### To do
Find the lines containing the word "TypeScript" and copy every one of them.

** START OF Entries provided **

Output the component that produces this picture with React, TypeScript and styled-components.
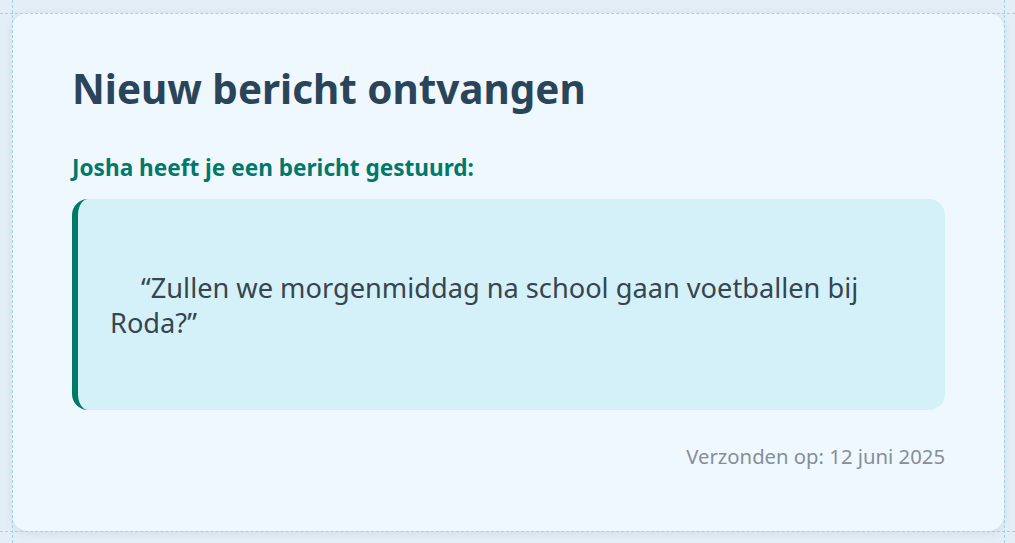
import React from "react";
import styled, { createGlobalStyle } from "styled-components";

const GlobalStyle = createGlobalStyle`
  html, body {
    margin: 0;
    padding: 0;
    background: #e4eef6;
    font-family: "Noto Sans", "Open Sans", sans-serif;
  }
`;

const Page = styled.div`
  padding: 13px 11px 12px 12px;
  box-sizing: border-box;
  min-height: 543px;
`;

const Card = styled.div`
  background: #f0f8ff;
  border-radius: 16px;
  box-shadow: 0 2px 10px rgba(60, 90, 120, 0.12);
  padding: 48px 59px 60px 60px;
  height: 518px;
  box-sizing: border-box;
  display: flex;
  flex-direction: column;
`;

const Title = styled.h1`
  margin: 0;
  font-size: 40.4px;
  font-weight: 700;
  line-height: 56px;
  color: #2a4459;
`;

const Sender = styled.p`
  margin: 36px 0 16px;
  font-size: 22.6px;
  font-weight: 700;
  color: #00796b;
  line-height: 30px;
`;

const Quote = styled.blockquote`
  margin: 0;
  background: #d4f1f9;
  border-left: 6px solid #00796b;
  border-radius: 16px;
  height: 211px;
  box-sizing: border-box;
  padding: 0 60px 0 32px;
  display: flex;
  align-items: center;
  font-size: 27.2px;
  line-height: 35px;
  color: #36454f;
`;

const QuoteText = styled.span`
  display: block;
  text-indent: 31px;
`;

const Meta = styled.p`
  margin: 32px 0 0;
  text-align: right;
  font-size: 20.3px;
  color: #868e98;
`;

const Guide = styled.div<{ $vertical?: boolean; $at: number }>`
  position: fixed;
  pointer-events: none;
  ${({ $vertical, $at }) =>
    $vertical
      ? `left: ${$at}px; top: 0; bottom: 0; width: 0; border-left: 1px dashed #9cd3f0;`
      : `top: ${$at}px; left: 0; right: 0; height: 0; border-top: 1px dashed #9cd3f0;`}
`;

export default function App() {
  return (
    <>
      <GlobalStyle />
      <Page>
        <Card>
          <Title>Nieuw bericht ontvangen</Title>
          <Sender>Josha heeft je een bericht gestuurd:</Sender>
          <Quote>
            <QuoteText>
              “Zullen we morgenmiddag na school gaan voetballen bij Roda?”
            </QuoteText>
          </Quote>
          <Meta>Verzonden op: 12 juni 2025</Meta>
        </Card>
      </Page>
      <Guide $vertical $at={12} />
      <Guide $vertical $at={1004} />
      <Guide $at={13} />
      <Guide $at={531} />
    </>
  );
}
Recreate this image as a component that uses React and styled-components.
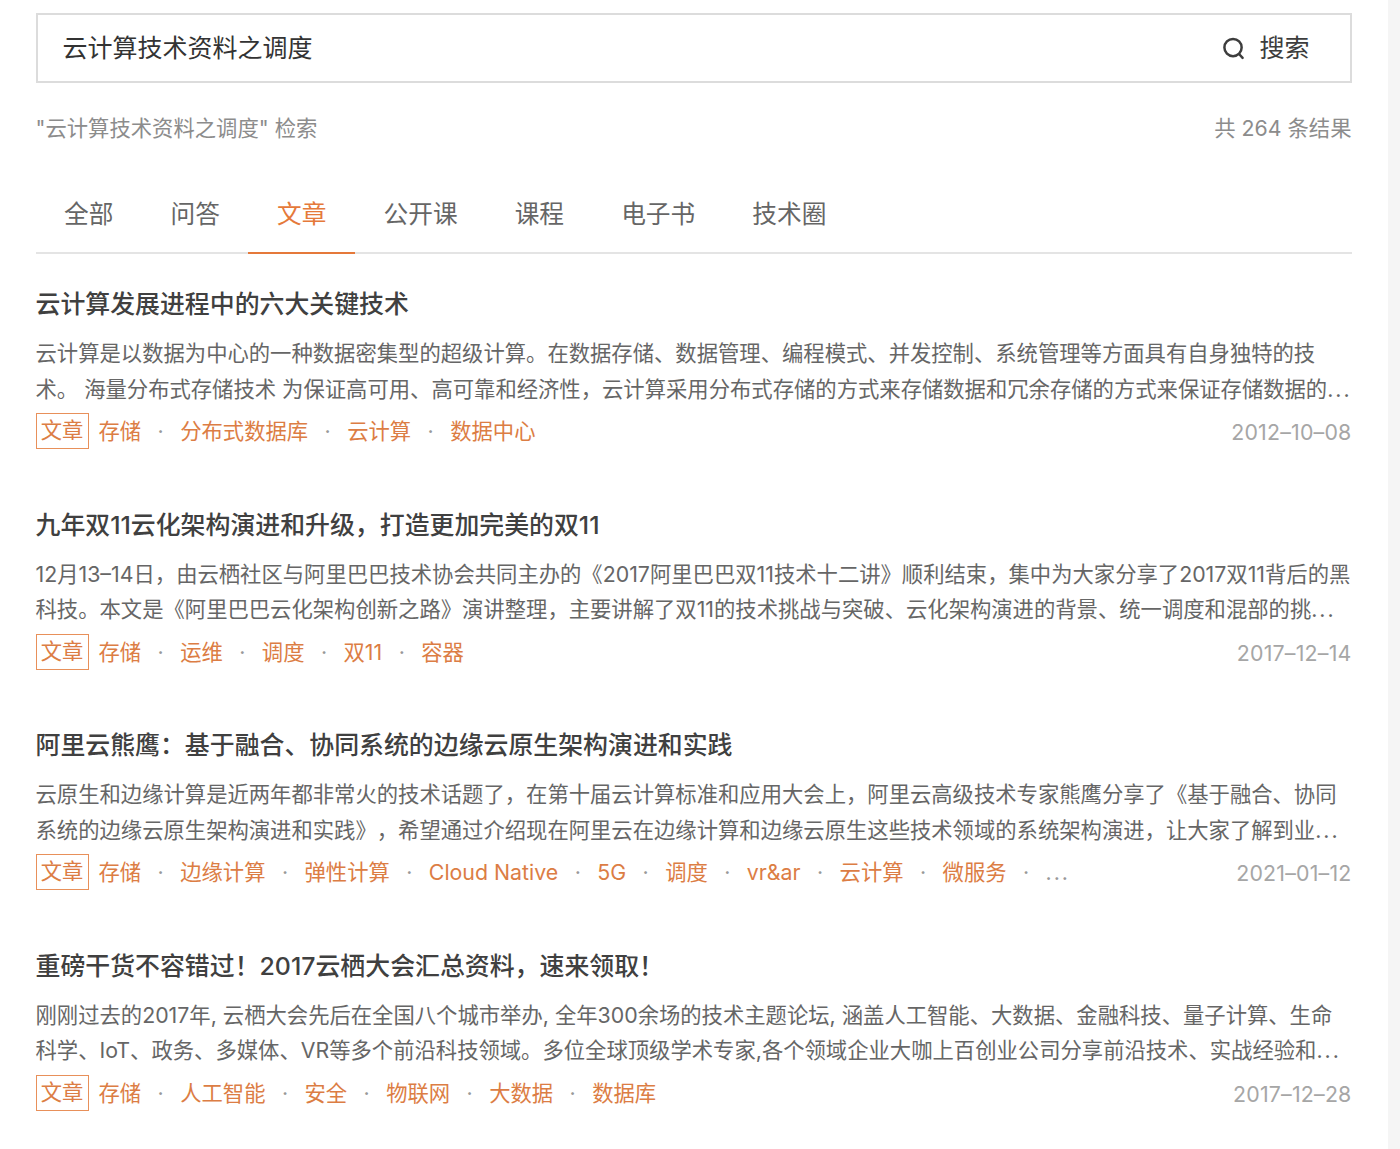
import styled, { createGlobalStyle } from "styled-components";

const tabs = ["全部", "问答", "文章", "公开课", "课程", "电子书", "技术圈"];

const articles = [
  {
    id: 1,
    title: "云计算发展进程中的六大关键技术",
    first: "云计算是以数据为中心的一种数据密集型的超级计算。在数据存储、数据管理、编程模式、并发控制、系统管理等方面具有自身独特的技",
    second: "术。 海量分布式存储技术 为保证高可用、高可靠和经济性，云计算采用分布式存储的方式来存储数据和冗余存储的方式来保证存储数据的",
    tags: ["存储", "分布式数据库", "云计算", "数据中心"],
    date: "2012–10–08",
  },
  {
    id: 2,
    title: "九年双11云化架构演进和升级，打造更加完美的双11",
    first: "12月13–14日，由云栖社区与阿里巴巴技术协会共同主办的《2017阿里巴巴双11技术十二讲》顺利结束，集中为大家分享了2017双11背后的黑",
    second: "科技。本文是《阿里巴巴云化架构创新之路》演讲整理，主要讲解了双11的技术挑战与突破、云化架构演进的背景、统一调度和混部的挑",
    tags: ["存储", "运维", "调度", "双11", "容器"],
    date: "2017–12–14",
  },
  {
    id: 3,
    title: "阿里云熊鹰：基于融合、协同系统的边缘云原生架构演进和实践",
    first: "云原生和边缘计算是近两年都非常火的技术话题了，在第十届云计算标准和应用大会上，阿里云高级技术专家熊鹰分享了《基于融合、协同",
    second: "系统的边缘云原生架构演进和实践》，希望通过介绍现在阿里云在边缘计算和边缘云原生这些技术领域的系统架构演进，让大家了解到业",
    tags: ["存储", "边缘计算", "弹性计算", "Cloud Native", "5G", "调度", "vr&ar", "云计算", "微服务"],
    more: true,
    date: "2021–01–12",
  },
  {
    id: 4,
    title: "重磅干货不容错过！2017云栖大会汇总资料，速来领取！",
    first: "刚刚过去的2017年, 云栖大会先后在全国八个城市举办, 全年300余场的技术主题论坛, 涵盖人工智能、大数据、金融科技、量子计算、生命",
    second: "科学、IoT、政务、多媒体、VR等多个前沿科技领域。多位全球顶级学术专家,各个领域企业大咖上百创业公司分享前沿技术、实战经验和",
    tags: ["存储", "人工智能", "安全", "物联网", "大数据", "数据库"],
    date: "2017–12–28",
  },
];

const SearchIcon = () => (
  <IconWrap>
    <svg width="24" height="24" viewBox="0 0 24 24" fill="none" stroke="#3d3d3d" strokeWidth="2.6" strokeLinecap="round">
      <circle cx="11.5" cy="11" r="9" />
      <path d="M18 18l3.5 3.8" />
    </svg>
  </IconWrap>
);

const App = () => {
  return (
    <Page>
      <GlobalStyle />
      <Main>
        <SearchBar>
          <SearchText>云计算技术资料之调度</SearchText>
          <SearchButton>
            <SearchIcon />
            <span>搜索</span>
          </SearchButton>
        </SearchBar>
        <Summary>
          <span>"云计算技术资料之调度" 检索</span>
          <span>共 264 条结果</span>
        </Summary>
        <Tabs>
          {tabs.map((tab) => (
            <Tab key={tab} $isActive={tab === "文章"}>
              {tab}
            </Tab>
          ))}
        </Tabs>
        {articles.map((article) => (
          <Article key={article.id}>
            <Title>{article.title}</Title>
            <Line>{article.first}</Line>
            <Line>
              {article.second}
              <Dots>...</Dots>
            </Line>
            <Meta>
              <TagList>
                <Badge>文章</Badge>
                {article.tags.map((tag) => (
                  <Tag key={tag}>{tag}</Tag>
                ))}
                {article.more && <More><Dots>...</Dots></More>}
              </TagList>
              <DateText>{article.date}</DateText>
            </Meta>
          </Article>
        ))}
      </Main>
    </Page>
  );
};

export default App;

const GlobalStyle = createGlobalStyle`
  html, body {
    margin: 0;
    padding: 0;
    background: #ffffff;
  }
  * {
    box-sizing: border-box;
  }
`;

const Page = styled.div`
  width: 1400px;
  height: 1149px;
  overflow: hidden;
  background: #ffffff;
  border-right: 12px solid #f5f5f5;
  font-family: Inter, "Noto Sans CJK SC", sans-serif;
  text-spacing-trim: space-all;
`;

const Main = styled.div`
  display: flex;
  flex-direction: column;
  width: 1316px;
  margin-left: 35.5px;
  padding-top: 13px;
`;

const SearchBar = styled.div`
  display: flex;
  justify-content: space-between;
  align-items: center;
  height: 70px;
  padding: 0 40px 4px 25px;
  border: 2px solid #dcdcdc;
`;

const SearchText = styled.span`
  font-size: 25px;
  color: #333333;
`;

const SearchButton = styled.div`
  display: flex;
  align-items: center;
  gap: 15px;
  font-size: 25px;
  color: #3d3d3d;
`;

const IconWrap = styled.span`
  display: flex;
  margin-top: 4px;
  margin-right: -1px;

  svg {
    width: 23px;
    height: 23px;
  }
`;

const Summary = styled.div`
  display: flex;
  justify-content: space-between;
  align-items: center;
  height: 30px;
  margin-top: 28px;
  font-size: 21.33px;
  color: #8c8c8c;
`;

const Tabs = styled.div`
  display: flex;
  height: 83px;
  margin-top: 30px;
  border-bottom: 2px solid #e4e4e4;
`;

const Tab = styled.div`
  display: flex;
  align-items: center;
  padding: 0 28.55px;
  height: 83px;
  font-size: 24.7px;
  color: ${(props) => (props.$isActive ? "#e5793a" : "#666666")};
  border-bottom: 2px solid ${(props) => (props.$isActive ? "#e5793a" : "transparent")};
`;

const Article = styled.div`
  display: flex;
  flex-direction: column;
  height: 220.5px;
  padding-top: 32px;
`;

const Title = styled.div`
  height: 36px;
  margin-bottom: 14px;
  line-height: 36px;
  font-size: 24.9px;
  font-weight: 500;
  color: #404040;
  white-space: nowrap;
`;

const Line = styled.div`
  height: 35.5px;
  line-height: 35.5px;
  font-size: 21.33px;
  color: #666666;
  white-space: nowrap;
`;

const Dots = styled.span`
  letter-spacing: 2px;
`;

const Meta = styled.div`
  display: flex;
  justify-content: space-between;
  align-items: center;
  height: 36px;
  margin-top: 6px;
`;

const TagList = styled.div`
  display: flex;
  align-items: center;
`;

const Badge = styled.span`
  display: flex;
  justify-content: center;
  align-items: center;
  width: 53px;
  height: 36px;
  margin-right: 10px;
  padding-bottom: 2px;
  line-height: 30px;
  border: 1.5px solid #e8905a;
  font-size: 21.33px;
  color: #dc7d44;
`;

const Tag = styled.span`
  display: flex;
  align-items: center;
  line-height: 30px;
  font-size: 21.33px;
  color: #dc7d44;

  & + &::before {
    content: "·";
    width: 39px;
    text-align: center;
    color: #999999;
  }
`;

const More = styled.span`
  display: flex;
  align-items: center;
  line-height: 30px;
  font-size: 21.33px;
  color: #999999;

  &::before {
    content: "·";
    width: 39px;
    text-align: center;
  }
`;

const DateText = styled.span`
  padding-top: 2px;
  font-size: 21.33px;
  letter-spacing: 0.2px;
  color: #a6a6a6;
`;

** END OF Entries provided **
** START OF Entries provided **

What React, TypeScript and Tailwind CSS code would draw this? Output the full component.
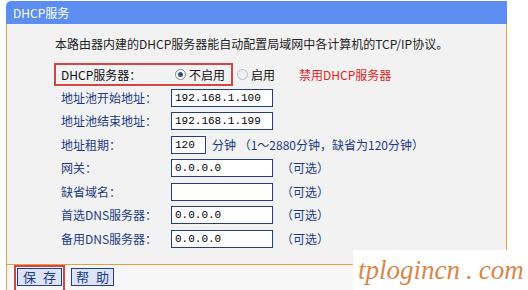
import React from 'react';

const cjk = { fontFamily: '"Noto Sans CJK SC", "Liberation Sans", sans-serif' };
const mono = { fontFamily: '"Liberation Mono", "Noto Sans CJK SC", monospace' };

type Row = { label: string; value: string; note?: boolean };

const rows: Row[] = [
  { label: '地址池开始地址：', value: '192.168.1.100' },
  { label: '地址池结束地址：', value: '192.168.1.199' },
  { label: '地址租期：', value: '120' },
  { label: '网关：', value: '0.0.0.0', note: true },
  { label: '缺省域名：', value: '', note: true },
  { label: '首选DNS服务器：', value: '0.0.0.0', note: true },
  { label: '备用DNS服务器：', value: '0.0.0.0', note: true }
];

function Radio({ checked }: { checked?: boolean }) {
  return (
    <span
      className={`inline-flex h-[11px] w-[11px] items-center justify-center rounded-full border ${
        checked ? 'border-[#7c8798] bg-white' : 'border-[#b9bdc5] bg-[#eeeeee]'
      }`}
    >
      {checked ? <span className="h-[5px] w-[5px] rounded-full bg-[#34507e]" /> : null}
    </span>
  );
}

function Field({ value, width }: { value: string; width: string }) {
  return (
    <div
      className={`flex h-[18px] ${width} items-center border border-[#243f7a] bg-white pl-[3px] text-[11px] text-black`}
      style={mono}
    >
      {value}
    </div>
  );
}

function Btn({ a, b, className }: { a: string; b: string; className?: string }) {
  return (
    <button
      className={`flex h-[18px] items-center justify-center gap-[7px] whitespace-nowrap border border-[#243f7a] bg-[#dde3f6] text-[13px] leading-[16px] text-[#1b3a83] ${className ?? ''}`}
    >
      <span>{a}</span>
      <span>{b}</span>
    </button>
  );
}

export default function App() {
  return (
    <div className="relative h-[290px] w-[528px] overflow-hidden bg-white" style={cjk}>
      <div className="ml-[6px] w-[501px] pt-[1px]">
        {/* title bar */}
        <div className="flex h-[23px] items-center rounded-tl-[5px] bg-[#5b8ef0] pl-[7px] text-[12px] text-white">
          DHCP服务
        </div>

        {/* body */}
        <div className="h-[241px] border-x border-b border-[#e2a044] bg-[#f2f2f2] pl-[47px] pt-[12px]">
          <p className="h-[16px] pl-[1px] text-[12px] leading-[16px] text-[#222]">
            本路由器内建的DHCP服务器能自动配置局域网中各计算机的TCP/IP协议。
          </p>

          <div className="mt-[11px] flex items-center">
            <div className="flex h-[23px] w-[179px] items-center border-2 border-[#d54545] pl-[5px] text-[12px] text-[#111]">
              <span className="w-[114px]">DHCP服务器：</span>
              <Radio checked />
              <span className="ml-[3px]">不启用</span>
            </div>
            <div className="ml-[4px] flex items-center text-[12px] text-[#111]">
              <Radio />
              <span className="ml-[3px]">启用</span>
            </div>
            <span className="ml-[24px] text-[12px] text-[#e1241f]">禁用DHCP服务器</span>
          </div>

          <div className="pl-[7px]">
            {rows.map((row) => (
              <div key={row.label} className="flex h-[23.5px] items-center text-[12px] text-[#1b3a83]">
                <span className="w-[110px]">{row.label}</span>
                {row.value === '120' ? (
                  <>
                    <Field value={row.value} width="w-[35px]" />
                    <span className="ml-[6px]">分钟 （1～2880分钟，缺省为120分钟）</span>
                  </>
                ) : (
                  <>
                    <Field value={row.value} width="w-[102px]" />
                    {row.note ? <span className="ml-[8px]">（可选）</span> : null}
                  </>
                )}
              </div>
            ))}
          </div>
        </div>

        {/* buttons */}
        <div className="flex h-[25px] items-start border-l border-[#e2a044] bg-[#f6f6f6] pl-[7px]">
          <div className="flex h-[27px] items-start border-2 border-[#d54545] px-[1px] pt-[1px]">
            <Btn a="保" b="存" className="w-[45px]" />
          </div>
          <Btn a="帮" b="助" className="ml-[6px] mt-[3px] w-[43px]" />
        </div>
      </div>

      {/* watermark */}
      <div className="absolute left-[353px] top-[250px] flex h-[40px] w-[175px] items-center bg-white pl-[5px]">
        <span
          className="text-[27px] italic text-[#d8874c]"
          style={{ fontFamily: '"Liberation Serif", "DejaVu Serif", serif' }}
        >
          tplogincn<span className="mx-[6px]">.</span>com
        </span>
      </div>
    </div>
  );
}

** END OF Entries provided **

### Output
Output the component that produces this picture with React, TypeScript and styled-components.
What React, TypeScript and Tailwind CSS code would draw this? Output the full component.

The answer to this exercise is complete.